El planeta está enfermo y necesita un remedio de urgencia que se adivina muy espinoso de aplicar: ¿quién pagará la factura? Los países pobres, que además son los más vulnerables, exigen una cuota mayor por parte de los estados opulentos, cuyo consumo sin mesura y faustos insensatos están, en gran medida, en el origen de la afección ecológica que amenaza directamente nuestro futuro. Así las cosas y a pesar de las expectativas iniciales inspiradas por la multitudinaria marcha del clima de Nueva York, no es de extrañar el menguado acuerdo alcanzado en Lima, previo a una cumbre de París donde habrá de renovarse el Protocolo de Kioto.

Entonces, ¿cómo hemos de ver la botella?
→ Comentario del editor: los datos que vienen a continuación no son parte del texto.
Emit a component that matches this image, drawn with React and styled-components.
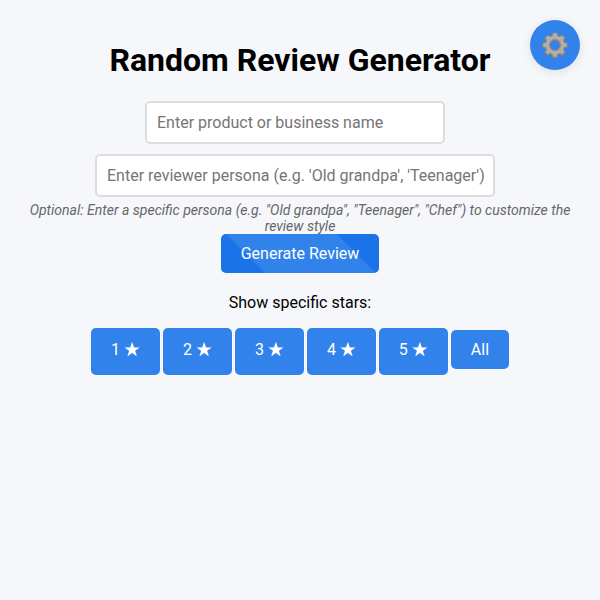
import React, { useState } from "react";
import styled, { createGlobalStyle } from "styled-components";

const GlobalStyle = createGlobalStyle`
  body {
    margin: 0;
    background: #f5f7fb;
    color: #000;
    font-family: Roboto, sans-serif;
    font-size: 16px;
  }
`;

const Page = styled.main`
  display: flex;
  flex-direction: column;
  align-items: center;
  padding: 41px 20px 20px;
  text-align: center;
`;

const Title = styled.h1`
  margin: 0 0 22px;
  font-size: 32px;
  line-height: 38px;
`;

const TextInput = styled.input`
  box-sizing: border-box;
  width: ${(props) => (props.$wide ? "400px" : "300px")};
  max-width: 100%;
  margin: 0 10px ${(props) => (props.$wide ? "5px" : "10px")} 0;
  padding: 10px 8px 10px 10px;
  border: 2px solid #ddd;
  border-radius: 5px;
  background: #fff;
  font: inherit;
  line-height: 19px;
  &::placeholder {
    color: #757575;
  }
`;

const Hint = styled.p`
  margin: 0;
  color: #666;
  font-size: 14px;
  line-height: 16px;
  font-style: italic;
`;

const Button = styled.button`
  padding: 10px 20px;
  border: none;
  border-radius: 5px;
  background: #3182ea;
  color: #fff;
  font: inherit;
  line-height: 19px;
  cursor: pointer;
`;

const GenerateButton = styled(Button)`
  background: linear-gradient(45deg, #1a73e8 22%, #3182ea 23%, #3182ea 78%, #1a73e8 79%);
`;

const StarButton = styled(Button)`
  padding: 12px 20px 16px;
`;

const Star = styled.span`
  font-family: "Noto Sans CJK JP", sans-serif;
  line-height: 0;
`;

const FilterLabel = styled.p`
  margin: 20px 0 16px;
  line-height: 19px;
`;

const Filters = styled.div`
  display: flex;
  flex-wrap: wrap;
  justify-content: center;
  align-items: baseline;
  gap: 3px;
`;

const SettingsButton = styled.button`
  position: fixed;
  top: 20px;
  right: 20px;
  display: flex;
  align-items: center;
  justify-content: center;
  width: 50px;
  height: 50px;
  padding: 0;
  border: none;
  border-radius: 50%;
  background: #3182ea;
  box-shadow: 0 2px 10px rgba(0, 0, 0, 0.1);
  cursor: pointer;
`;

const teeth = [0, 45, 90, 135, 180, 225, 270, 315];

function GearIcon() {
  return (
    <svg width="28" height="28" viewBox="0 0 28 28" fill="none" aria-hidden="true">
      <g stroke="#7b8088" fill="#7b8088">
        {teeth.map((angle) => (
          <path
            key={angle}
            d="M11.2 6 L11.9 2 H16.1 L16.8 6 Z"
            strokeWidth="1.2"
            strokeLinejoin="round"
            transform={`rotate(${angle} 14 14.4)`}
          />
        ))}
        <circle cx="14" cy="14.4" r="7.4" strokeWidth="5.8" fill="none" />
      </g>
      <g fill="#b0aeaa">
        {teeth.map((angle) => (
          <path
            key={angle}
            d="M11.4 7 L12.2 2.2 H15.8 L16.6 7 Z"
            transform={`rotate(${angle} 14 14)`}
          />
        ))}
        <circle cx="14" cy="14" r="7.5" stroke="#b0aeaa" strokeWidth="3.8" fill="none" />
      </g>
      <circle cx="14" cy="14" r="5.4" stroke="#85888c" strokeWidth="1" />
    </svg>
  );
}

export default function App() {
  const [product, setProduct] = useState("");
  const [persona, setPersona] = useState("");

  return (
    <>
      <GlobalStyle />
      <SettingsButton type="button" aria-label="Settings">
        <GearIcon />
      </SettingsButton>
      <Page>
        <Title>Random Review Generator</Title>
        <TextInput
          type="text"
          aria-label="Product or business name"
          placeholder="Enter product or business name"
          value={product}
          onChange={(e) => setProduct(e.target.value)}
        />
        <TextInput
          $wide
          type="text"
          aria-label="Reviewer persona"
          aria-describedby="persona-hint"
          placeholder="Enter reviewer persona (e.g. 'Old grandpa', 'Teenager')"
          value={persona}
          onChange={(e) => setPersona(e.target.value)}
        />
        <Hint id="persona-hint">
          Optional: Enter a specific persona (e.g. "Old grandpa", "Teenager", "Chef") to customize the review style
        </Hint>
        <GenerateButton type="button">Generate Review</GenerateButton>
        <FilterLabel id="filter-label">Show specific stars:</FilterLabel>
        <Filters role="group" aria-labelledby="filter-label">
          {[1, 2, 3, 4, 5].map((n) => (
            <StarButton type="button" key={n}>
              {n} <Star>★</Star>
            </StarButton>
          ))}
          <Button type="button">All</Button>
        </Filters>
      </Page>
    </>
  );
}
Pues, medio llena: siempre es preferible el optimismo activo antes que una decepción paralizante. Y, ya puestos, en tanto confiamos en que algún día lleguen las soluciones gubernativas, invariablemente frágiles y que, en definitiva, habrán de basarse (como siempre) en los sacrificios individuales, podemos aportar nuestro granito de arena, esas piedrecitas que levantan montañas. Empezando por un consumo responsable; continuando por el reciclado eficaz de basuras y desechos, la restricción del derroche energético y una apuesta por sistemas no contaminantes... Las áreas de mejora parecen extenderse casi hasta el infinito, por lo que, desafortunadamente, tenemos demasiado donde elegir; pero, sobre todo, hemos de acrecentar la sensibilidad hacia nuestro entorno, como primera y básica medida; comprender el problema entraña el primer paso hacia su solución. Hemos de entender que ni el aire que respiramos ni el agua que bebemos son gratuitos y apreciar los dones que recibimos.